Story of the rain and the runs

16 03 2009


Runs Aplenty
These days the “Little Master” tends to play a supporting role to the astonishingly aggressive Virender Sehwag. But on being fortunate enough to watch Tendulkar play every shot in the book for his 163 retired hurt off 133 balls at the Christchurch ODI, I was reminded of the following tale.

In 1992, Sachin Tendulkar became the first cricketer not born in Yorkshire to play for the Headingley-based county team. A local pub owner added the following two dishes to his food menu: the “Boycott Curry” and the “Tendulkar Curry”. Whenever a patron would ask the Yorkshireman about the curries, he would reply “Well, they both give you the runs, but the second one gives them to you much, much quicker!”

How unfortunate it was that Tendulkar retired hurt with a stomach strain with five overs remaining in that innings and only 31 runs behind Saeed Anwar’s 194 against India at Chennai – the highest ever ODI individual score.

You would have to think Sehwag will be the first man to blast 200 in an ODI innings. His 125 runs off only 75 balls in Hamilton on Wednesday made a personal score of 250 seem possible. His dominance of the New Zealand attack looked effortless. Anyone who didn’t know better would have thought New Zealand had muddled their fixtures and sent a schoolboy side to play the mighty India.

The Mighty India
As with the Indian economy, Indian cricket has for some time been set to explode into the realms of world domination. A country of one thousand million cricket-philes was always going to blossom when the catalyst of Twenty20 accelerated the commercialization of cricket so rapidly in general, and the IPL, in particular.

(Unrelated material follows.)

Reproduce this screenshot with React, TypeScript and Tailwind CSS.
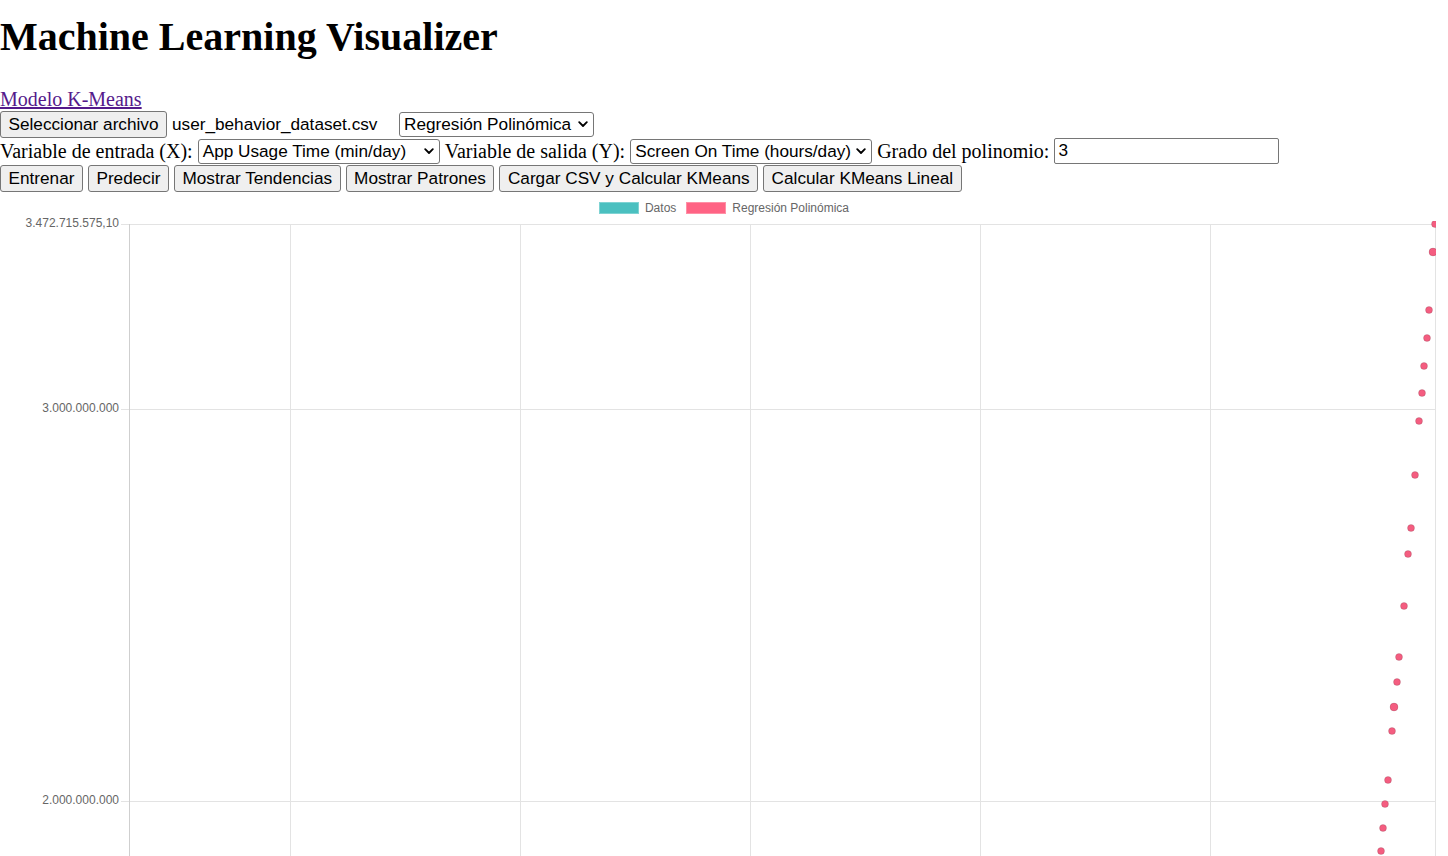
import React from "react";

const serif = { fontFamily: '"Liberation Serif", "Times New Roman", serif' };
const sans = { fontFamily: '"Liberation Sans", Arial, sans-serif' };

function Chevron() {
  return (
    <svg width="10" height="7" viewBox="0 0 10 7" className="shrink-0">
      <polyline points="1.2,1.2 5,5 8.8,1.2" fill="none" stroke="#000" strokeWidth="1.8" strokeLinecap="round" strokeLinejoin="round" />
    </svg>
  );
}

function FakeSelect({ label, width, height }: { label: string; width: string; height: string }) {
  return (
    <div
      className={`inline-flex items-center justify-between border border-[#767676] rounded-[3px] bg-white pl-[4px] pr-[5px] text-[17.2px] leading-none text-black ${width} ${height}`}
      style={sans}
    >
      <span className="whitespace-nowrap">{label}</span>
      <Chevron />
    </div>
  );
}

function Btn({ children }: { children: React.ReactNode }) {
  return (
    <button
      className="h-[27px] px-[7.5px] border border-[#767676] rounded-[3px] bg-[#efefef] text-[17.2px] leading-none text-black whitespace-nowrap"
      style={sans}
    >
      {children}
    </button>
  );
}

const pts: [number, number, number][] = [
  [1435, 224, 3.5],
  [1433, 252, 4],
  [1429, 310, 3.5],
  [1427, 338, 3.5],
  [1424, 366, 3.5],
  [1422, 393, 3.5],
  [1419, 421, 3.5],
  [1415, 475, 3.5],
  [1411, 528, 3.5],
  [1408, 554, 3.5],
  [1404, 606, 3.5],
  [1399, 657, 3.5],
  [1397, 682, 3.5],
  [1394, 707, 4],
  [1392, 731, 3.5],
  [1388, 780, 3.5],
  [1385, 804, 3.5],
  [1383, 828, 3.5],
  [1381, 851, 3.5],
];

function Chart() {
  const top = 214;
  const hLines = [224, 409, 801];
  const vLines = [290, 520, 750, 980, 1210, 1435];
  const labels: [number, string][] = [
    [224, "3.472.715.575,10"],
    [409, "3.000.000.000"],
    [801, "2.000.000.000"],
  ];
  return (
    <svg width="1448" height="642" className="block">
      <defs>
        <clipPath id="area">
          <rect x="0" y={221 - top} width="1436" height="700" />
        </clipPath>
      </defs>
      {hLines.map((y) => (
        <line key={y} x1="121" x2="1435" y1={y - top + 0.5} y2={y - top + 0.5} stroke="#e3e3e3" strokeWidth="1" />
      ))}
      {vLines.map((x) => (
        <line key={x} x1={x + 0.5} x2={x + 0.5} y1={224 - top} y2="642" stroke="#e3e3e3" strokeWidth="1" />
      ))}
      <line x1="129.5" x2="129.5" y1={224 - top} y2="642" stroke="#cfcfcf" strokeWidth="1" />
      {labels.map(([y, t]) => (
        <text
          key={t}
          x="119"
          y={y - top}
          textAnchor="end"
          dominantBaseline="middle"
          fontSize="12"
          fill="#666"
          style={sans}
        >
          {t}
        </text>
      ))}
      <g clipPath="url(#area)">
        {pts.map(([x, y, r], i) => (
          <circle key={i} cx={x} cy={y - top} r={r} fill="#f45d80" stroke="rgba(0,0,0,0.12)" strokeWidth="1" />
        ))}
      </g>
    </svg>
  );
}

export default function App() {
  return (
    <div className="w-[1448px] h-[856px] overflow-hidden bg-white text-black" style={serif}>
      <h1 className="mt-[14px] mb-0 text-[40px] leading-[46px] font-bold whitespace-nowrap" style={serif}>
        Machine Learning Visualizer
      </h1>
      <div className="mt-[28px] h-[23px] text-[20px] leading-[23px]">
        <a href="#" className="text-[#551a8b] underline">
          Modelo K-Means
        </a>
      </div>
      <div className="flex items-center h-[27px]">
        <Btn>Seleccionar archivo</Btn>
        <span className="ml-[5px] w-[227px] text-[17.2px] whitespace-nowrap" style={sans}>
          user_behavior_dataset.csv
        </span>
        <FakeSelect label="Regresión Polinómica" width="w-[195px]" height="h-[25px]" />
      </div>
      <div className="flex items-start h-[27px] text-[20px] leading-[26px] whitespace-nowrap">
        <span>Variable de entrada (X):</span>
        <span className="ml-[5px] mt-[1px] flex">
          <FakeSelect label="App Usage Time (min/day)" width="w-[242px]" height="h-[25px]" />
        </span>
        <span className="ml-[5px]">Variable de salida (Y):</span>
        <span className="ml-[5px] mt-[1px] flex">
          <FakeSelect label="Screen On Time (hours/day)" width="w-[242px]" height="h-[25px]" />
        </span>
        <span className="ml-[5px]">Grado del polinomio:</span>
        <div
          className="ml-[5px] w-[225px] h-[26px] border border-[#767676] rounded-[2px] flex items-center pl-[3px] text-[17.2px] leading-none"
          style={sans}
        >
          3
        </div>
      </div>
      <div className="flex items-center gap-[5px] h-[27px]">
        <Btn>Entrenar</Btn>
        <Btn>Predecir</Btn>
        <Btn>Mostrar Tendencias</Btn>
        <Btn>Mostrar Patrones</Btn>
        <Btn>Cargar CSV y Calcular KMeans</Btn>
        <Btn>Calcular KMeans Lineal</Btn>
      </div>
      <div className="mt-[10px] h-[12px] flex justify-center items-center text-[12px] text-[#666]" style={sans}>
        <span className="w-[40px] h-[12px] bg-[#4bc0c0] border border-[#7fd3d3]" />
        <span className="ml-[6px] leading-none">Datos</span>
        <span className="ml-[10px] w-[40px] h-[12px] bg-[#ff6384] border border-[#ff90a6]" />
        <span className="ml-[6px] leading-none">Regresión Polinómica</span>
      </div>
      <Chart />
    </div>
  );
}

Star cricket players earn more than merchant bankers these days and the IPL has facilitated room to accommodate far more household names than just the ones who play for India. The IPL is a massive stage with 263 players in its employ. 183 of these are Indians. That is a serious number of professionals training at a very high level. Every one of them is starving for success. Consider the depth that this lends to the national outfit.

But talent needs to be managed effectively to breed success and one must not underestimate the coaching duo of Gary Kirsten and Paddy Upton. The two South Africans took up their respective posts as team coach and mental conditioning coach in March 2008 and India’s results have been most impressive since then.

In 37 ODIs, India has lost only six matches. From twelve Test matches under Kirsten, the record reads five wins, four draws and three losses. One of those losses was to Dale Steyn on a green top in Ahmedabad and two were to Muttiah Muralitharan and Ajentha Mendis on raging turners in Colombo.

Limited Overs Series Wrap-Up
New Zealand won the two Twenty20 Internationals and the dead rubber fifth ODI, essentially the three games that didn’t matter. Somehow only one match was rain abandoned but virtually every match was rain affected. India crossed another hurdle towards becoming the best team in the world by winning their first ever ODI series in New Zealand.

Despite the rain the Indians have had a reasonably good time in New Zealand. It must be about the most naturally beautiful country on earth. And as Dhoni said “it is so isolated that no one can telephone you, because when you are awake, the rest of the world is asleep. Even if you were awake, you probably won’t have mobile reception – the perfect place for a getaway holiday!”. For now though…..let the ‘real’ test begin!!!!!!!